### Goal of the exercise
Report every line below that holds the word "React".

### Dataset content
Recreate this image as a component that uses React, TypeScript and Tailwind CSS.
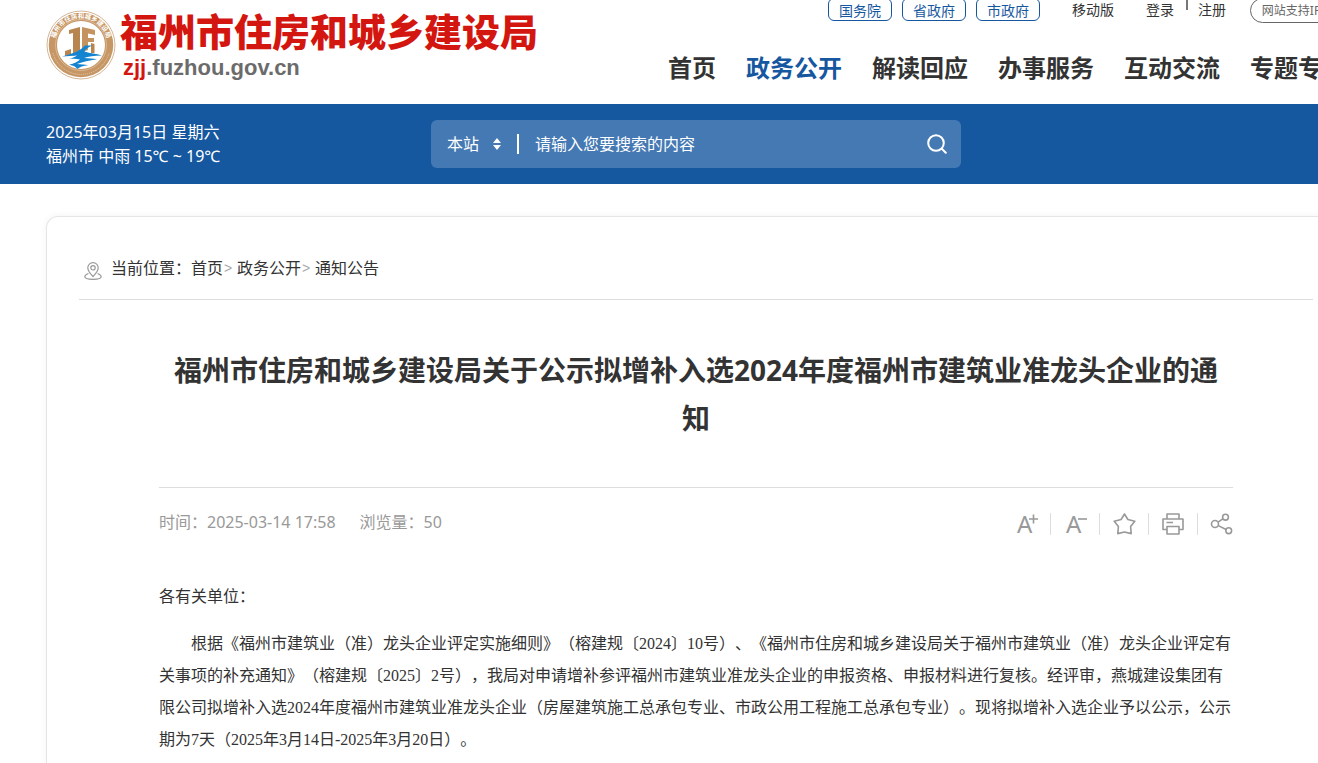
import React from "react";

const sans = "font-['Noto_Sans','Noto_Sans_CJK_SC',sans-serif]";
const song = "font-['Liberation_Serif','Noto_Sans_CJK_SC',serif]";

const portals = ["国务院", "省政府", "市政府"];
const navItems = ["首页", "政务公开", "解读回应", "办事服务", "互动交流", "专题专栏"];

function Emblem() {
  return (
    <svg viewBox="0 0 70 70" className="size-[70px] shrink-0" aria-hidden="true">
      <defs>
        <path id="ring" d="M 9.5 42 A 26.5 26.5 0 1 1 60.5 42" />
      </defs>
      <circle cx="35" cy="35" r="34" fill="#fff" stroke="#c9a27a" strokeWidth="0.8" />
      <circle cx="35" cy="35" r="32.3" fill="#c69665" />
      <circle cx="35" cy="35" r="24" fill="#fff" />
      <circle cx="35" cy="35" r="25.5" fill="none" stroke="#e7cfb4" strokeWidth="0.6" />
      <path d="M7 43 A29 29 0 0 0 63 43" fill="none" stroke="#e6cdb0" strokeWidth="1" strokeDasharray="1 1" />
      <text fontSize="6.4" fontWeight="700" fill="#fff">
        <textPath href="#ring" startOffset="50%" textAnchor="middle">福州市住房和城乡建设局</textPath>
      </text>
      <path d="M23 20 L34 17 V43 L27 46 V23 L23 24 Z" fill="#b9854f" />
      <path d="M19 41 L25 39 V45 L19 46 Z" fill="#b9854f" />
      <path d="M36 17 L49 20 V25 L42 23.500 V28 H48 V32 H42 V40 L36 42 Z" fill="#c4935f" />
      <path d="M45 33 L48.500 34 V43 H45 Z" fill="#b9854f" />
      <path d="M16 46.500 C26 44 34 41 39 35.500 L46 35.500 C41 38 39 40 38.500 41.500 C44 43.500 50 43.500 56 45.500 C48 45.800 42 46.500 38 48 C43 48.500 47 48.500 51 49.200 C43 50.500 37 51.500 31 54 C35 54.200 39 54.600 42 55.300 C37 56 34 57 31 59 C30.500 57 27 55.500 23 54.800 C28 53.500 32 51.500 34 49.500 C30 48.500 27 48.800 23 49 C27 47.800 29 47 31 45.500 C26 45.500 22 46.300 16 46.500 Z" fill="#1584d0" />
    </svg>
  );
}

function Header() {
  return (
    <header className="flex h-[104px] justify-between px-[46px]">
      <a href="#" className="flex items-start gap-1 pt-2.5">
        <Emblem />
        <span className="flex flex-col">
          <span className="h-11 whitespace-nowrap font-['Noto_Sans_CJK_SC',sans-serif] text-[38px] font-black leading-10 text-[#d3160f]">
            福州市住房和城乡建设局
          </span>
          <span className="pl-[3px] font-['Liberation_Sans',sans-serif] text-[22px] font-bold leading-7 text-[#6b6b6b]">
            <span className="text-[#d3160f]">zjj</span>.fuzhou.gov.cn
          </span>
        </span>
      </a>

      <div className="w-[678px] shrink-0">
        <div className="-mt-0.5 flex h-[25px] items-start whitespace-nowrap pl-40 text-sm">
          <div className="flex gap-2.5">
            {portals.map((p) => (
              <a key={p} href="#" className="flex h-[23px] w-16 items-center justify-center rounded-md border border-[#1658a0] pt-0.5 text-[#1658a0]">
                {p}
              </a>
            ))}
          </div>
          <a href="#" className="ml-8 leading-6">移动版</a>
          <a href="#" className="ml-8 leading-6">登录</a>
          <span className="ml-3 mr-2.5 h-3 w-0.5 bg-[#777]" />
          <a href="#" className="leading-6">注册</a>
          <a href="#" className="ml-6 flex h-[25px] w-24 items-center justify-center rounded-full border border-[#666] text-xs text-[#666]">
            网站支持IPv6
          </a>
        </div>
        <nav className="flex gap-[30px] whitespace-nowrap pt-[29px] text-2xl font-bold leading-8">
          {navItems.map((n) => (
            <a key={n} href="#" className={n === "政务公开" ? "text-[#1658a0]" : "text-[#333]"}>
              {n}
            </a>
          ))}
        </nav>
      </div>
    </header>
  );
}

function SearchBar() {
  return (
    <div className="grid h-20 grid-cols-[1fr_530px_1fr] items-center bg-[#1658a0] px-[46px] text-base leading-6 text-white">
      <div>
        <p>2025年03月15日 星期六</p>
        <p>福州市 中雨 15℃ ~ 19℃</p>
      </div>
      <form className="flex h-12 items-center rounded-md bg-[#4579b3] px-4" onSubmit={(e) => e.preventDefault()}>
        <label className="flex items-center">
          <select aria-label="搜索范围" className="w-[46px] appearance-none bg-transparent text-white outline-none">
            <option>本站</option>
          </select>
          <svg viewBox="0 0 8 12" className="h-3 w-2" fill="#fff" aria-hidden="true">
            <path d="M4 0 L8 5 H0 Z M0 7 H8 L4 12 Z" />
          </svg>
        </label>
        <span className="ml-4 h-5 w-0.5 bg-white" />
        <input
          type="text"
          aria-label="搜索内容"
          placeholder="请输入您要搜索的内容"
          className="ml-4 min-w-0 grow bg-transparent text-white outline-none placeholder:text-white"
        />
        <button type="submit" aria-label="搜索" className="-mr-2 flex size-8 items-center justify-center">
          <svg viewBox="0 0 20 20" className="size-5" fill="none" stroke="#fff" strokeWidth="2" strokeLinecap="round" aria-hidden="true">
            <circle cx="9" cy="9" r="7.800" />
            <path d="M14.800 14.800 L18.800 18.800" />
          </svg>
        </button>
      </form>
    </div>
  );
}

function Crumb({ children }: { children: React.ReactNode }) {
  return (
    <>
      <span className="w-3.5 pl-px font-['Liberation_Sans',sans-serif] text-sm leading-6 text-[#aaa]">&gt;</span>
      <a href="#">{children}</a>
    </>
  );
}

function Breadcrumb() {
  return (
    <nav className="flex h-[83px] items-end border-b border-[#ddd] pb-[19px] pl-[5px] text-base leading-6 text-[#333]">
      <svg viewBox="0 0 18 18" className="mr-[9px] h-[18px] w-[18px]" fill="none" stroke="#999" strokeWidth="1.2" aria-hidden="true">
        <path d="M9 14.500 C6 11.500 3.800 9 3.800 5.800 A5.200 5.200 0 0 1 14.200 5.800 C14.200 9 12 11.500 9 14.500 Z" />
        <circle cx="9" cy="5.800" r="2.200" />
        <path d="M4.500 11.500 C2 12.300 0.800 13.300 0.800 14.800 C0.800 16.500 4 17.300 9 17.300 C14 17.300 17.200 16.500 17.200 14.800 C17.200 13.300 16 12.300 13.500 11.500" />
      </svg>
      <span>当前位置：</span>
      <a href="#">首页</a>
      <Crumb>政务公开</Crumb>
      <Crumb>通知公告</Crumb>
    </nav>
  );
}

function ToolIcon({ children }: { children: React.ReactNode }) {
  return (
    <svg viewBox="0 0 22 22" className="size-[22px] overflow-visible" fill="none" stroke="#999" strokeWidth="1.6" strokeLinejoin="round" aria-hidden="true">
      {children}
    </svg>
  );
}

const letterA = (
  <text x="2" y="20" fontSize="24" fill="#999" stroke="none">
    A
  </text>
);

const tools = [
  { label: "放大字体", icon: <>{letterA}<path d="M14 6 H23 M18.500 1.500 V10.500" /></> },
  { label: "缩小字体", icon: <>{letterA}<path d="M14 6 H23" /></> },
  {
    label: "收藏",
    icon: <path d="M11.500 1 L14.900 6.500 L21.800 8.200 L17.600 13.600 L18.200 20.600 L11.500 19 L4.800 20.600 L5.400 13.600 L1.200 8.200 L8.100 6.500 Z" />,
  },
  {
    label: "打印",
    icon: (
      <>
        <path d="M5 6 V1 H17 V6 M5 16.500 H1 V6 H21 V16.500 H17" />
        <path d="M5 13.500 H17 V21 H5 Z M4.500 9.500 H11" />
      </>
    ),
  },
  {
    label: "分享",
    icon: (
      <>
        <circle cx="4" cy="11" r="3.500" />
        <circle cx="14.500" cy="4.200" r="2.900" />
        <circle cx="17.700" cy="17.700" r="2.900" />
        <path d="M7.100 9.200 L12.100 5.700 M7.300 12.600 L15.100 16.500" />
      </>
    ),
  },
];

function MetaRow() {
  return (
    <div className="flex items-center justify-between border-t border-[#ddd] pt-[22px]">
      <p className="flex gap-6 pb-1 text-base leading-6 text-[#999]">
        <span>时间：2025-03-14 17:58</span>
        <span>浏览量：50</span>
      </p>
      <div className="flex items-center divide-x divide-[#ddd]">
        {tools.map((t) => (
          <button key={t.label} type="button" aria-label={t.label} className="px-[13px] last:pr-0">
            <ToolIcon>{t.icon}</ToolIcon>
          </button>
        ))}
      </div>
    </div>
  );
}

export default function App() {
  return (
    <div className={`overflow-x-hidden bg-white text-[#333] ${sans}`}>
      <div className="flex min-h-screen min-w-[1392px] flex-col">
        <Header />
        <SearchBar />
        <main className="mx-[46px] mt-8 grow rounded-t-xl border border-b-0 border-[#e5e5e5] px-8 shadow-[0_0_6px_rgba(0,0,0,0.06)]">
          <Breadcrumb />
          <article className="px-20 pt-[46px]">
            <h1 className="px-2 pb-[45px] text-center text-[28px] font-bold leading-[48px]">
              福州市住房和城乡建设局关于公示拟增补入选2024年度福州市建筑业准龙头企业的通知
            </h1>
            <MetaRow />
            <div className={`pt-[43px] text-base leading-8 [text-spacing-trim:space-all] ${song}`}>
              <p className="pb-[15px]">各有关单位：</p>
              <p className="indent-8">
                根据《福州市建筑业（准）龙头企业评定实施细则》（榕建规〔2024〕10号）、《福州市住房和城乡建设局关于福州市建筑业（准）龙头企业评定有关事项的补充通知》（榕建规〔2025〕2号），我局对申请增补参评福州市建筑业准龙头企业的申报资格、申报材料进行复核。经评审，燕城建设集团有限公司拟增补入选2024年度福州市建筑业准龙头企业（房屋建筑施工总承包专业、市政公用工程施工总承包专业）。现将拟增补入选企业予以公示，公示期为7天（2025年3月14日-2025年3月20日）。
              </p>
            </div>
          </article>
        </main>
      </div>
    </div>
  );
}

==

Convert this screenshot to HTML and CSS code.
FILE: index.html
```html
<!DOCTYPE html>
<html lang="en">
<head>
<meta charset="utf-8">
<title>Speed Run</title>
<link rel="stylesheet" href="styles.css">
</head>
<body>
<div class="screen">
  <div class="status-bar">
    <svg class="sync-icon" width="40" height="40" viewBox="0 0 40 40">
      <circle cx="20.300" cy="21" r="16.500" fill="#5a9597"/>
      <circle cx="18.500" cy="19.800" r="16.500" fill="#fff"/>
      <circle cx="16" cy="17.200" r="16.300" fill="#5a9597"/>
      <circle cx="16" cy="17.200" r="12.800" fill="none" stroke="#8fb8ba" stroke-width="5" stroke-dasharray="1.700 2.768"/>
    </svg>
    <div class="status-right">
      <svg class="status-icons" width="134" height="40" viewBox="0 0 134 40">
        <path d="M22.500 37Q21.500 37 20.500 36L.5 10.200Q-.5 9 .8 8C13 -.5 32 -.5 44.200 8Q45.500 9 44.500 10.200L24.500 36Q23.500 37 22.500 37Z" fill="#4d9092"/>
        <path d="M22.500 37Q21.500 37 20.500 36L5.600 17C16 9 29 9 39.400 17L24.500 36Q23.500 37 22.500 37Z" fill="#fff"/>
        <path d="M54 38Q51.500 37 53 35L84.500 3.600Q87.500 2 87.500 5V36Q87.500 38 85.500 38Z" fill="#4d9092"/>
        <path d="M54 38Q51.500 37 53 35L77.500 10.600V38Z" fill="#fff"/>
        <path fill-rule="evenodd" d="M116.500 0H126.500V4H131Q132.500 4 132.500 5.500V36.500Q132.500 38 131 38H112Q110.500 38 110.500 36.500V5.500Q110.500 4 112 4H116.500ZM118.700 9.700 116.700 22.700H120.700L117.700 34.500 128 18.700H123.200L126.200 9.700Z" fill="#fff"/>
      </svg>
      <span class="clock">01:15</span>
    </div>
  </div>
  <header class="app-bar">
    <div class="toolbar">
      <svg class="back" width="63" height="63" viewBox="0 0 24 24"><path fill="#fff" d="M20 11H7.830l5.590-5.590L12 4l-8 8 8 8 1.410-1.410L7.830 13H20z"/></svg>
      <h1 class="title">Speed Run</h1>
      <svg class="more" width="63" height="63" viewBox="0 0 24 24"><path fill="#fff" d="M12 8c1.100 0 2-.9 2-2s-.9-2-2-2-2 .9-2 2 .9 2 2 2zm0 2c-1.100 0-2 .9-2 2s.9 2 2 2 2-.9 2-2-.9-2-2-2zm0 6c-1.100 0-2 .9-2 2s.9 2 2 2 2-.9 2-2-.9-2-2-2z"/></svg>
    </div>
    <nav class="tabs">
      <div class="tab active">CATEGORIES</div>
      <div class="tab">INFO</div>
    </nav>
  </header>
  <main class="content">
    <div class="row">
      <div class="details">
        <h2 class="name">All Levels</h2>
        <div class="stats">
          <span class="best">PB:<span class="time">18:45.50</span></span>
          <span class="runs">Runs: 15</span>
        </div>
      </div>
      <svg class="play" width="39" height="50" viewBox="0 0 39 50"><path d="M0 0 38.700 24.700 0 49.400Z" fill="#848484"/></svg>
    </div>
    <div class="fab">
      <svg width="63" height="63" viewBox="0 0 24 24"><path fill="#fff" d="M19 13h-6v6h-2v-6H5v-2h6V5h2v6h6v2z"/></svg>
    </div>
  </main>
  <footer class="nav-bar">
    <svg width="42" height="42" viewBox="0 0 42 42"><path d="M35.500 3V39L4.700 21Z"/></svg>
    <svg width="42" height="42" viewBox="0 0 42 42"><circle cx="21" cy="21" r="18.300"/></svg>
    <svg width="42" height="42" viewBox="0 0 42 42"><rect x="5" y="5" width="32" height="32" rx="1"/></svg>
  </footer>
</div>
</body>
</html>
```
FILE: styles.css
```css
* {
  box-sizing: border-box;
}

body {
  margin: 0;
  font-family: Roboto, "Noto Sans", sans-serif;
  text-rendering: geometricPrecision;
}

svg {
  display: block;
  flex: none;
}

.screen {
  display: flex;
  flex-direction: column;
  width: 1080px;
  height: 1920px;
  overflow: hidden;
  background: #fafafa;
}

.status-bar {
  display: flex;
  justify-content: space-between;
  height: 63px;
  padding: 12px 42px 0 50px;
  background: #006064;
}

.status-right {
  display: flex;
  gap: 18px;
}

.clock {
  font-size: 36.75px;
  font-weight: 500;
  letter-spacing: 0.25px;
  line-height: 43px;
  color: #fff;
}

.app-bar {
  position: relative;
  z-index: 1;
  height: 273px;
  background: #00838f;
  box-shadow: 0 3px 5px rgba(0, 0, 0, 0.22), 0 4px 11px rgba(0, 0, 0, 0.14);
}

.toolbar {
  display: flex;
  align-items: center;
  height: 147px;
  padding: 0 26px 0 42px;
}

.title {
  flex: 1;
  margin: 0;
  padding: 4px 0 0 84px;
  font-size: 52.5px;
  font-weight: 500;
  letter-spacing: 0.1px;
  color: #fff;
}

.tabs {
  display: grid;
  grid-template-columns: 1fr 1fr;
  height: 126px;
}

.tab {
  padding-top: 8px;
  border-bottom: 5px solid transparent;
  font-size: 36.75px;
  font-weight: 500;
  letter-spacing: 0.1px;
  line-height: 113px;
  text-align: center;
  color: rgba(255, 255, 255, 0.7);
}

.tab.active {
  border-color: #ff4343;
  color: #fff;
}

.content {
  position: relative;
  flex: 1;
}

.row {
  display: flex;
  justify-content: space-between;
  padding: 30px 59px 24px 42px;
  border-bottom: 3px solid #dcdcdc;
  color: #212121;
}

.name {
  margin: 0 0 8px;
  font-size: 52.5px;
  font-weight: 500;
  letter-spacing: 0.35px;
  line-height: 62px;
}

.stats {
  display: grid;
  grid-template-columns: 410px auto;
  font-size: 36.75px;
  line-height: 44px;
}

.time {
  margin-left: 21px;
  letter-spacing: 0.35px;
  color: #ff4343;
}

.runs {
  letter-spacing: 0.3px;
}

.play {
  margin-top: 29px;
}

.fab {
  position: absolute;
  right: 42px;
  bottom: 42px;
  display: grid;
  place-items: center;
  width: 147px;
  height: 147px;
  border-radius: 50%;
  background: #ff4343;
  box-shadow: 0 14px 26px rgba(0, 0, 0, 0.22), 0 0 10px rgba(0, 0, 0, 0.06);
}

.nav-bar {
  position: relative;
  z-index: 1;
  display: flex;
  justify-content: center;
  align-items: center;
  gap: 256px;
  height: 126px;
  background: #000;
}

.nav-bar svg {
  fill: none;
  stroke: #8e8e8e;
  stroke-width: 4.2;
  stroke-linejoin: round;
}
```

### Solved problem
Recreate this image as a component that uses React, TypeScript and Tailwind CSS.
import React from "react";
function Crumb({ children }: { children: React.ReactNode }) {
function ToolIcon({ children }: { children: React.ReactNode }) {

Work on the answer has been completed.